WHAT IS BEING ASKED:
Identify the lines that contain the word "React", then copy them.
**** SUPPLIED DATA
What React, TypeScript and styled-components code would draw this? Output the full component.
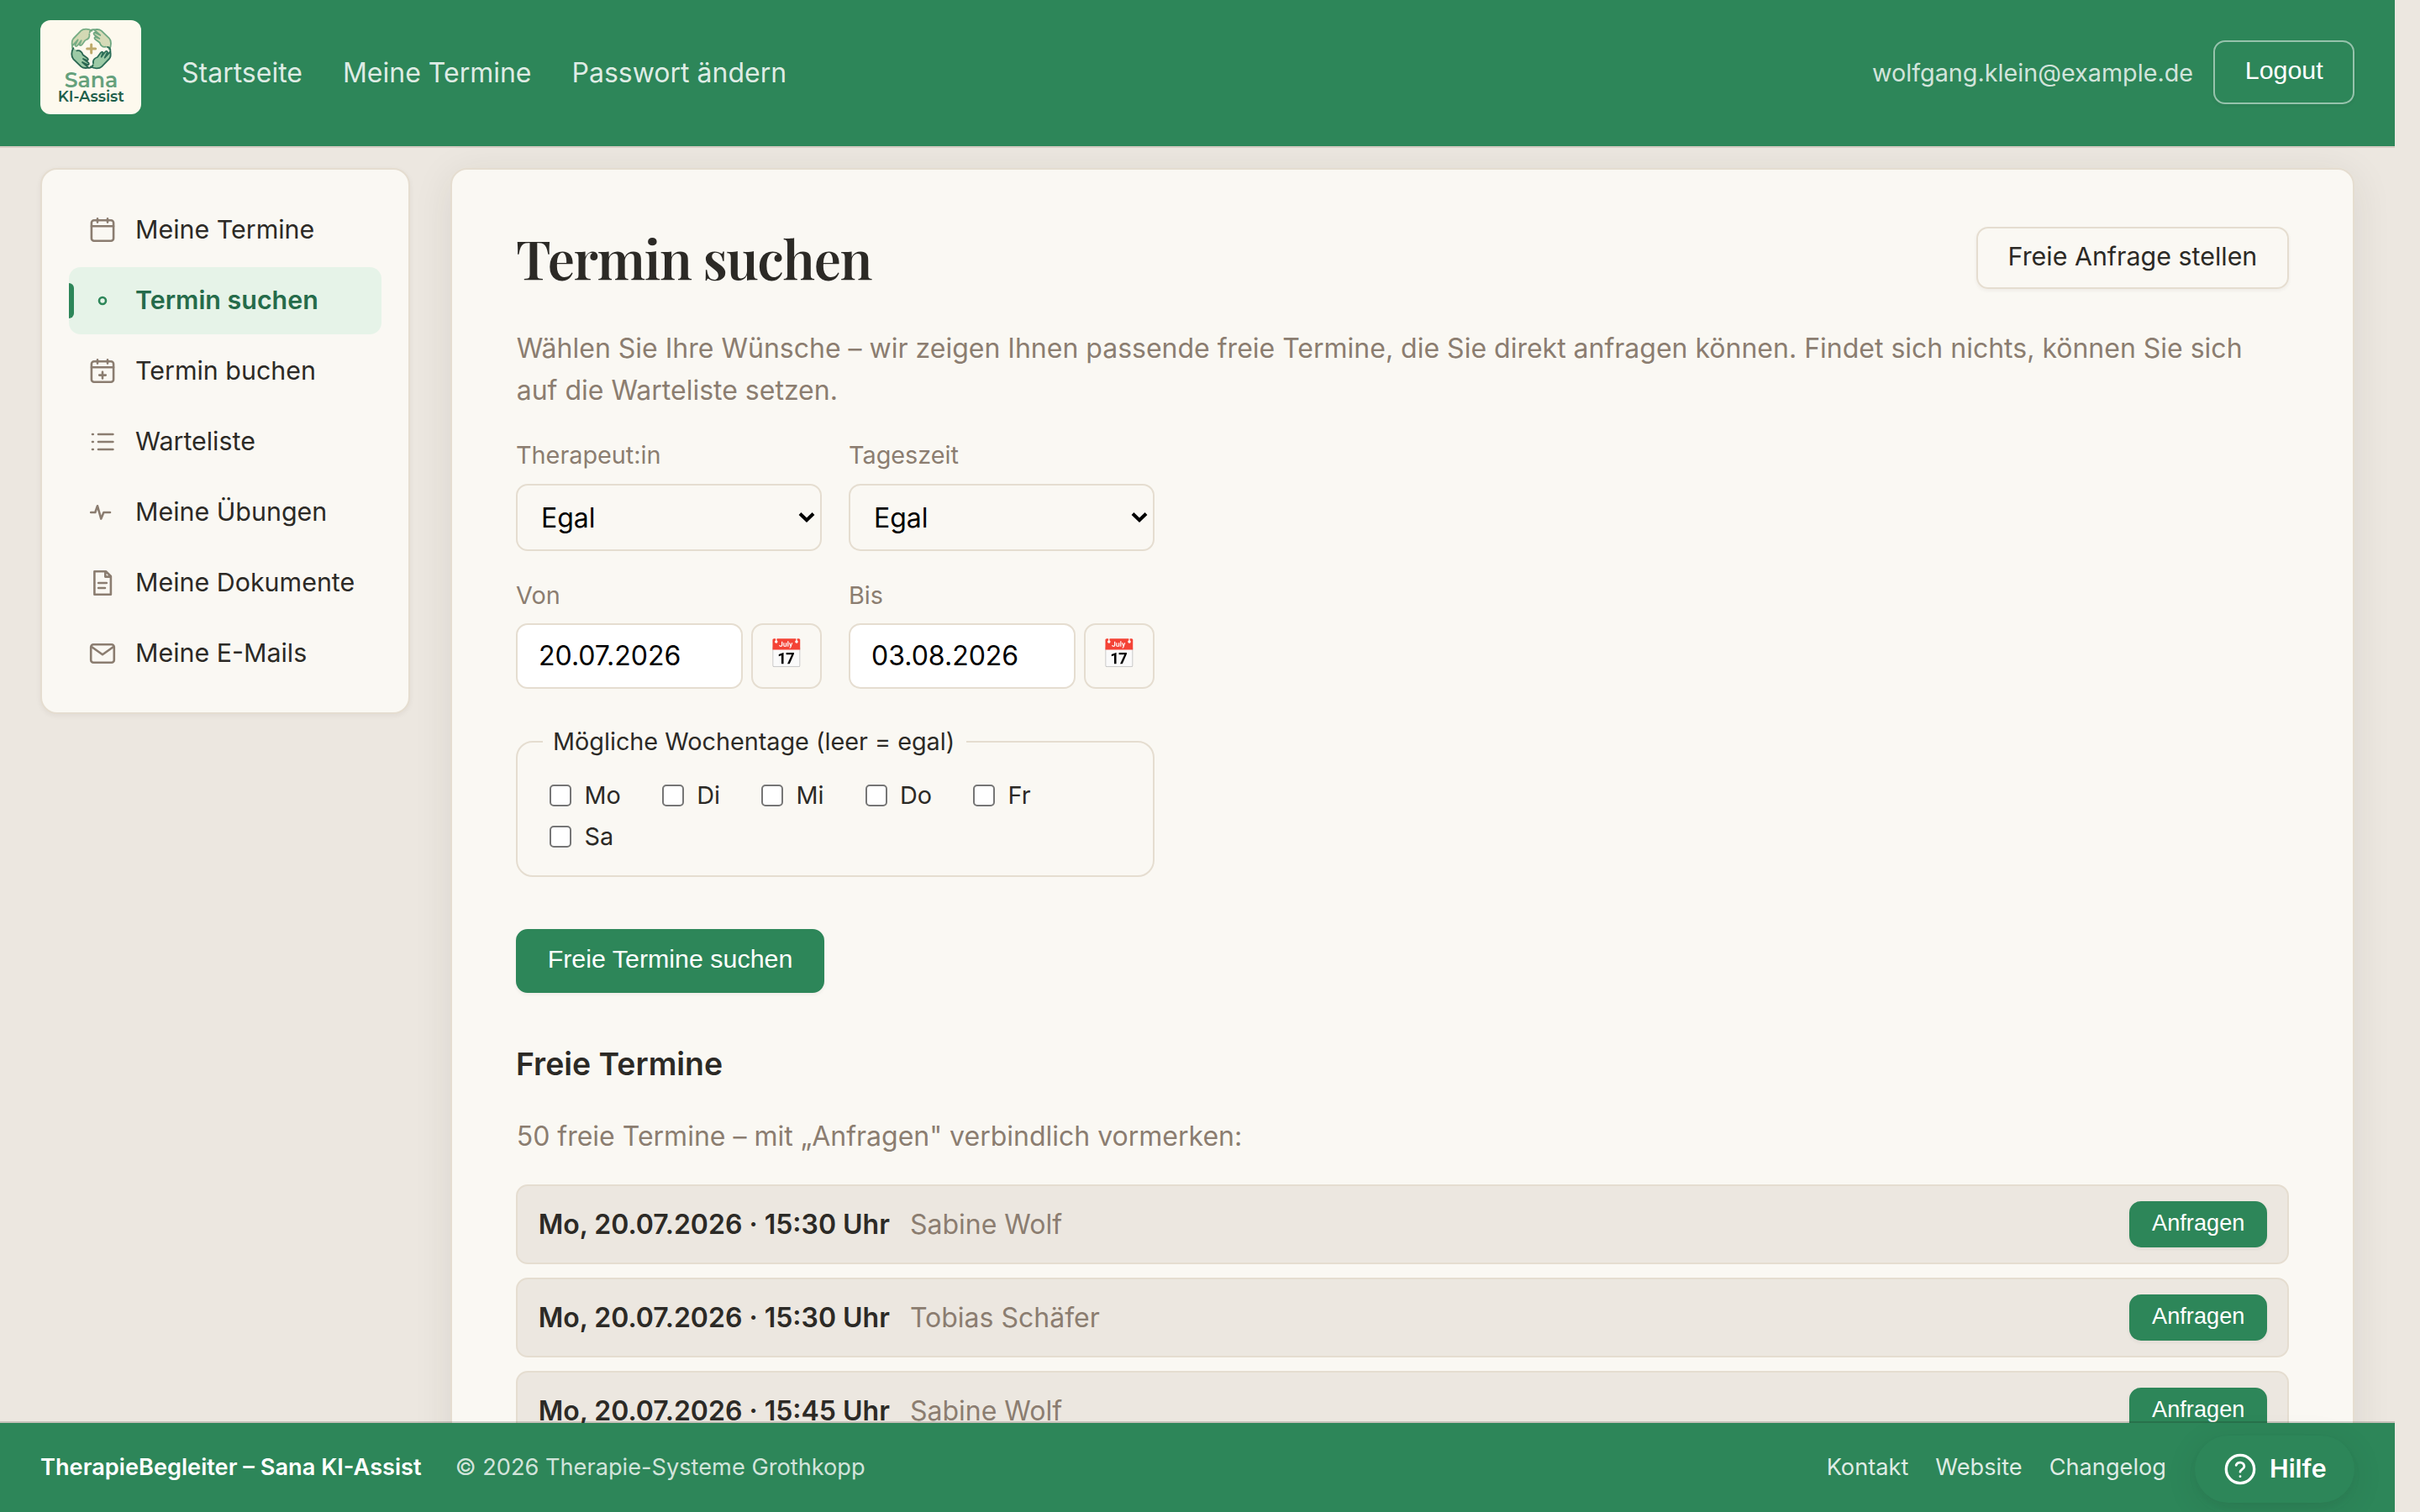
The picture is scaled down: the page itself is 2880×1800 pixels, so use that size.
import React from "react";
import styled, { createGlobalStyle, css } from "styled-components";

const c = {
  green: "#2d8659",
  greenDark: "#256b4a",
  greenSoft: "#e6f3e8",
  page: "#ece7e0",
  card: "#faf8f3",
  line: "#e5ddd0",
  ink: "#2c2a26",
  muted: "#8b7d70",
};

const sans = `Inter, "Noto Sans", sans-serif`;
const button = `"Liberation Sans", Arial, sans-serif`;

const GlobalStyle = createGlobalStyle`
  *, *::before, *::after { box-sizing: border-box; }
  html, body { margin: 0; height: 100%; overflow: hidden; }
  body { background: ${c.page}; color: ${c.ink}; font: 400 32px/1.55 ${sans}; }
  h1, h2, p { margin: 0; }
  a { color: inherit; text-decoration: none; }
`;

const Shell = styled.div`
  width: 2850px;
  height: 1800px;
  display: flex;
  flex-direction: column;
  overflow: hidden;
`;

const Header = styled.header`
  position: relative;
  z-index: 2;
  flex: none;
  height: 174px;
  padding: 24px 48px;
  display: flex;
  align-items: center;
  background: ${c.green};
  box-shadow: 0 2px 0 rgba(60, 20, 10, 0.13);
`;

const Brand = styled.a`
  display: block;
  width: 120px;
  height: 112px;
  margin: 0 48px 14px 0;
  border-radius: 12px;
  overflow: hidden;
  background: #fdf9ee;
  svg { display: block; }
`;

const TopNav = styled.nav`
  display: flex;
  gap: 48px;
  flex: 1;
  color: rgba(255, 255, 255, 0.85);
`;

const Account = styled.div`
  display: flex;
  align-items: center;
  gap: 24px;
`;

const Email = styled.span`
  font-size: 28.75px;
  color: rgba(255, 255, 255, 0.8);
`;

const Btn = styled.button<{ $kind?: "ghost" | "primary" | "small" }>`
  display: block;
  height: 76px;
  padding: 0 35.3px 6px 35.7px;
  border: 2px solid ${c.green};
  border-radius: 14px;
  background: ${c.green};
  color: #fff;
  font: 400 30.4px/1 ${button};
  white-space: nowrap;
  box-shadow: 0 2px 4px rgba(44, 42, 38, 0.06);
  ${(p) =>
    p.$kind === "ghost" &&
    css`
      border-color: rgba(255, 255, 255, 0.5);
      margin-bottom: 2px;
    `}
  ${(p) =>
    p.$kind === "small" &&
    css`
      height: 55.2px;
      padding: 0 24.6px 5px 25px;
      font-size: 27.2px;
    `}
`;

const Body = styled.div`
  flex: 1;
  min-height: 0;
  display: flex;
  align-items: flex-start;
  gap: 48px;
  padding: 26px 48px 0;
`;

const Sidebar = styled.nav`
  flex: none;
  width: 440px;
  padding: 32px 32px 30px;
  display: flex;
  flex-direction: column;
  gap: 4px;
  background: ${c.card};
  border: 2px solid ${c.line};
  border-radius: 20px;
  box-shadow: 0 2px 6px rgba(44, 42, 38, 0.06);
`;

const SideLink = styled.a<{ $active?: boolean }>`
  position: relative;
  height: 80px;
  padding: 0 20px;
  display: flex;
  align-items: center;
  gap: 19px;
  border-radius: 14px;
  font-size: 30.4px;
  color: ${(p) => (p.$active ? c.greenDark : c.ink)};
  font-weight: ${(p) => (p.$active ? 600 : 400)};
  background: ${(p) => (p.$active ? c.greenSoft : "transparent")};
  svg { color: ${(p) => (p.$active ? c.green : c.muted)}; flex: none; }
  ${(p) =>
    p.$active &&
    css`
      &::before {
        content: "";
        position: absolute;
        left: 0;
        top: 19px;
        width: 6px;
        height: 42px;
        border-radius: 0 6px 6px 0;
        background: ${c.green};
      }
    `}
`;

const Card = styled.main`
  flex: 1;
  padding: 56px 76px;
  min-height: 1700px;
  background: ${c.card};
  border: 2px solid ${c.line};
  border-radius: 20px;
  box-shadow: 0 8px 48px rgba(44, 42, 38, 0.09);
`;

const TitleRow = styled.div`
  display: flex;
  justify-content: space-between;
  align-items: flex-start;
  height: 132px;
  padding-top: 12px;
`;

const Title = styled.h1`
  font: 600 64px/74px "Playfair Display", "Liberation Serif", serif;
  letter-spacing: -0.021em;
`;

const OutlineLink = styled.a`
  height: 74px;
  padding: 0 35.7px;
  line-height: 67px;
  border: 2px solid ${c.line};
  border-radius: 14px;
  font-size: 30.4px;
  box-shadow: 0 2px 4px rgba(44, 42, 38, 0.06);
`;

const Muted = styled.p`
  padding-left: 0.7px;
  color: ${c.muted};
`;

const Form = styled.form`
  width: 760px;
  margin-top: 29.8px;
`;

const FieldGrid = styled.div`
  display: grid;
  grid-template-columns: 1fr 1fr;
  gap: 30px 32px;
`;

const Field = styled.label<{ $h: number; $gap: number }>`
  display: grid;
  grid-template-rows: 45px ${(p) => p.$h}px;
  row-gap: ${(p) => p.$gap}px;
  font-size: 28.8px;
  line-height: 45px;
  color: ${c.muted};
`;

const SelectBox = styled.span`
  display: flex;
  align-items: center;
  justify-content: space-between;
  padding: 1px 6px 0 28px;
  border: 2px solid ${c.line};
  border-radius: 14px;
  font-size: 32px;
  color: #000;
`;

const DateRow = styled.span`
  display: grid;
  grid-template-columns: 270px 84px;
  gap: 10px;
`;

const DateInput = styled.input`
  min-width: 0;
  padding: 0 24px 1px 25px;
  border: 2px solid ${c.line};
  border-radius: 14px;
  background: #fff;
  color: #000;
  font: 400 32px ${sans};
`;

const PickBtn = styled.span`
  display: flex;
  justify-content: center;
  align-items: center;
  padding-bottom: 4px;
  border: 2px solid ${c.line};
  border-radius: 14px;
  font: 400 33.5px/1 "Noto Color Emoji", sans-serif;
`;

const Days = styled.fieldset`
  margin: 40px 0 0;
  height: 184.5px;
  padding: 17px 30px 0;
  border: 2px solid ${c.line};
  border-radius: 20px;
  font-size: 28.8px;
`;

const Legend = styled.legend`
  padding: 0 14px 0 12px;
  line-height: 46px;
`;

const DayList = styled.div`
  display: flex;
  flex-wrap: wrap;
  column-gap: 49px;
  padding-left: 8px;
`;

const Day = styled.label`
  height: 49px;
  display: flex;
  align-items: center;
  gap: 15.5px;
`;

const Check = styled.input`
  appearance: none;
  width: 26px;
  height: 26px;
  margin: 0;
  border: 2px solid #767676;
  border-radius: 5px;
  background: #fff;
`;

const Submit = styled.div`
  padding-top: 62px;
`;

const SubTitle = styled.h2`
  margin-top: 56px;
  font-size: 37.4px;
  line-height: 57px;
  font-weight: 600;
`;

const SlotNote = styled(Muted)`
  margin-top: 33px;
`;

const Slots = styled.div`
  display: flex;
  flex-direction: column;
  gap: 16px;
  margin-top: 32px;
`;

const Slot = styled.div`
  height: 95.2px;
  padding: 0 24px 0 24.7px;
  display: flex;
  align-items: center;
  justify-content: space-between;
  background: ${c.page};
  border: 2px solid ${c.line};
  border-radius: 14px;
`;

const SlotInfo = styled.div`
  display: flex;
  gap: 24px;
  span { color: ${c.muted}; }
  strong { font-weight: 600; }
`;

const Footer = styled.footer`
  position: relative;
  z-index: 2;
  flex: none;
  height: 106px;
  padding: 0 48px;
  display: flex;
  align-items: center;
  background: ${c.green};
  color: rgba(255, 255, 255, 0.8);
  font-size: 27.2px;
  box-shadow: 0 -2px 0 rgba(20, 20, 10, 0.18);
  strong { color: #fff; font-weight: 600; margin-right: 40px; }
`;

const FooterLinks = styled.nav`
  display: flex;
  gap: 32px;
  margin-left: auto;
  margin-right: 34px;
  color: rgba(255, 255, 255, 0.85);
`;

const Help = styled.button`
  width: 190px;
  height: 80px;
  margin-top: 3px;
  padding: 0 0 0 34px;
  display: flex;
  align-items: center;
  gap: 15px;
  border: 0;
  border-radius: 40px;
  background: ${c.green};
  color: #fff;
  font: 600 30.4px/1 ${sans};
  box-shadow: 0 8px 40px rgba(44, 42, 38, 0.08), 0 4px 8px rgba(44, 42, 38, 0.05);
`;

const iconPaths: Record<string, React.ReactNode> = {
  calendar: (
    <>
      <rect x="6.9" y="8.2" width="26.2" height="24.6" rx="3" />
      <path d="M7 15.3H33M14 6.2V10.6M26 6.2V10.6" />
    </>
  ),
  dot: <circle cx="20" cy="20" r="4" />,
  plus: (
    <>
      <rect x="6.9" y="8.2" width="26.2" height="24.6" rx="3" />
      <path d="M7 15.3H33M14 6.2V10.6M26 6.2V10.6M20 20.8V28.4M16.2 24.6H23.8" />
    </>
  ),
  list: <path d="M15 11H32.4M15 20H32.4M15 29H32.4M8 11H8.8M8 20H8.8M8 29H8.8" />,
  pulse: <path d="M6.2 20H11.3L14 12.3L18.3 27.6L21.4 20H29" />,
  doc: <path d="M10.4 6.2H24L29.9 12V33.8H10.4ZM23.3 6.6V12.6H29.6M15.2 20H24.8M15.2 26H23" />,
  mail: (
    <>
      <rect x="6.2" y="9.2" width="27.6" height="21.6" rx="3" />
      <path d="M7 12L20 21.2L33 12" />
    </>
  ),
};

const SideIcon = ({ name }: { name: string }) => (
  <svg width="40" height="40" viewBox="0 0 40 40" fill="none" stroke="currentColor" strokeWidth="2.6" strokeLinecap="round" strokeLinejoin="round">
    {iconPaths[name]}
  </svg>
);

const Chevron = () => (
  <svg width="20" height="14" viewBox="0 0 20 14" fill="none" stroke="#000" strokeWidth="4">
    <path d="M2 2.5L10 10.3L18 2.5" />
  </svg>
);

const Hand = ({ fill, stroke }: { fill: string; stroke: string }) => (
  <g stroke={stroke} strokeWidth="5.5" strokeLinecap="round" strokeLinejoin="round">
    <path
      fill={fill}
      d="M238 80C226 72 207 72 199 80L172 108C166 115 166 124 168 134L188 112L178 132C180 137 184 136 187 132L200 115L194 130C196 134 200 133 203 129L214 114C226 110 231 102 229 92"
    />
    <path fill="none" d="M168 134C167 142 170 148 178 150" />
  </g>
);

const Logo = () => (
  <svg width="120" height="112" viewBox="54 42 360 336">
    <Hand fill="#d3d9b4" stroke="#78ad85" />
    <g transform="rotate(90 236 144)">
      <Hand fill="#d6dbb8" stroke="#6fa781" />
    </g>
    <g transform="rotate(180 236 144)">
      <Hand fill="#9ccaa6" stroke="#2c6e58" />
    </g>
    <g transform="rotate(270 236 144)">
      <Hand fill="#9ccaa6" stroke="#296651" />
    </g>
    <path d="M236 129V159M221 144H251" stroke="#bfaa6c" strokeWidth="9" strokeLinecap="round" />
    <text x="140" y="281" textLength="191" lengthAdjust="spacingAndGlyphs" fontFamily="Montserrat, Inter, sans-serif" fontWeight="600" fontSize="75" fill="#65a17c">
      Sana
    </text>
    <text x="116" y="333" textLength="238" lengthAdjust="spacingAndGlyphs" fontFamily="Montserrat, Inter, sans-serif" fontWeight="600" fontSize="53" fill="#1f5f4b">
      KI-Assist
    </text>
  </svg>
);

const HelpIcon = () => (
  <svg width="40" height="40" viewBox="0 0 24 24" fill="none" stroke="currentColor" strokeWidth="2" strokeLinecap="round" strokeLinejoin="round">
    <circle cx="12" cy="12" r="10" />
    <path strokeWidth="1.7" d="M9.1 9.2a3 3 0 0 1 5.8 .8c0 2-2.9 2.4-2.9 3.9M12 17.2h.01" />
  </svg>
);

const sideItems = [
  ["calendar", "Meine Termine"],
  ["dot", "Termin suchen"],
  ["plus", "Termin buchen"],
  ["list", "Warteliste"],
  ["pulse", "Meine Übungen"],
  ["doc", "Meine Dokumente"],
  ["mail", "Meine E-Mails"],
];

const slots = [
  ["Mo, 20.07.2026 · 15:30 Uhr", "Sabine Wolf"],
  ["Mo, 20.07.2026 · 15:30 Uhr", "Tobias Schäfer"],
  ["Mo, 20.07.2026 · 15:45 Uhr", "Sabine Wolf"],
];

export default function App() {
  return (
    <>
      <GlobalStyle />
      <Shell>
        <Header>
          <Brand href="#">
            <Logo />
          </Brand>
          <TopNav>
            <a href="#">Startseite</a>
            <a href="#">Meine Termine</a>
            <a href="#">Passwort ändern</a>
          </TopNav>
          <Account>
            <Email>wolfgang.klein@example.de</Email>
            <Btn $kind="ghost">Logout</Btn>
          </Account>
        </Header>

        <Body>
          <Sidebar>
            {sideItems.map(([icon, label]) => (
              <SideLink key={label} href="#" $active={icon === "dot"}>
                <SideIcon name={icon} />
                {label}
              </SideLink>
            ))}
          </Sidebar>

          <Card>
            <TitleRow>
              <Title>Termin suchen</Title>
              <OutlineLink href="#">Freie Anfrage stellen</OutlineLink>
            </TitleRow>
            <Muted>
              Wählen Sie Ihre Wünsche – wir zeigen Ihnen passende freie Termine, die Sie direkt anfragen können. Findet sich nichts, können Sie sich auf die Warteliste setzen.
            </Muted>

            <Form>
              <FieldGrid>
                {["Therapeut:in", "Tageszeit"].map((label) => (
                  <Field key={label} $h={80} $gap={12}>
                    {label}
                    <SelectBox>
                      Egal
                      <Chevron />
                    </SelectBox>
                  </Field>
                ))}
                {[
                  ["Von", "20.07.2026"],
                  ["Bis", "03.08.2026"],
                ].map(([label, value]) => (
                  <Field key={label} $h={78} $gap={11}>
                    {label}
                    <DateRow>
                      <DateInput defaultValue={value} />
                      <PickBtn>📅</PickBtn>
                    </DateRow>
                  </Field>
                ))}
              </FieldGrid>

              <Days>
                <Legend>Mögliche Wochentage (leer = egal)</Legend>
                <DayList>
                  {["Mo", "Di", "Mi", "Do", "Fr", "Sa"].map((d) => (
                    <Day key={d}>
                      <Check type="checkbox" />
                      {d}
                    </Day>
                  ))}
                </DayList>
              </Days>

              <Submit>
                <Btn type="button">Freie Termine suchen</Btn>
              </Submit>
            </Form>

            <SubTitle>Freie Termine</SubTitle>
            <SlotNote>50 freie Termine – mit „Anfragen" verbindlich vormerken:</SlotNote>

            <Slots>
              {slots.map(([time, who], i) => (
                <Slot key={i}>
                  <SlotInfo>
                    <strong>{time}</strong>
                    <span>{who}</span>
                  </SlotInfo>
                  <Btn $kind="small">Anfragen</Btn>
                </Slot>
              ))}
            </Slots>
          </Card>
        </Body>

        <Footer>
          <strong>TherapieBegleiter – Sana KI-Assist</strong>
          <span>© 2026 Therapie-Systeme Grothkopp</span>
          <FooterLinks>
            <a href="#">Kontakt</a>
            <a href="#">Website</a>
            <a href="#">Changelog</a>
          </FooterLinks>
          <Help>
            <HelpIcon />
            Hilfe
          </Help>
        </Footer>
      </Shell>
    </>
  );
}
********
OUTPUT:
What React, TypeScript and styled-components code would draw this? Output the full component.
import React from "react";
const iconPaths: Record<string, React.ReactNode> = {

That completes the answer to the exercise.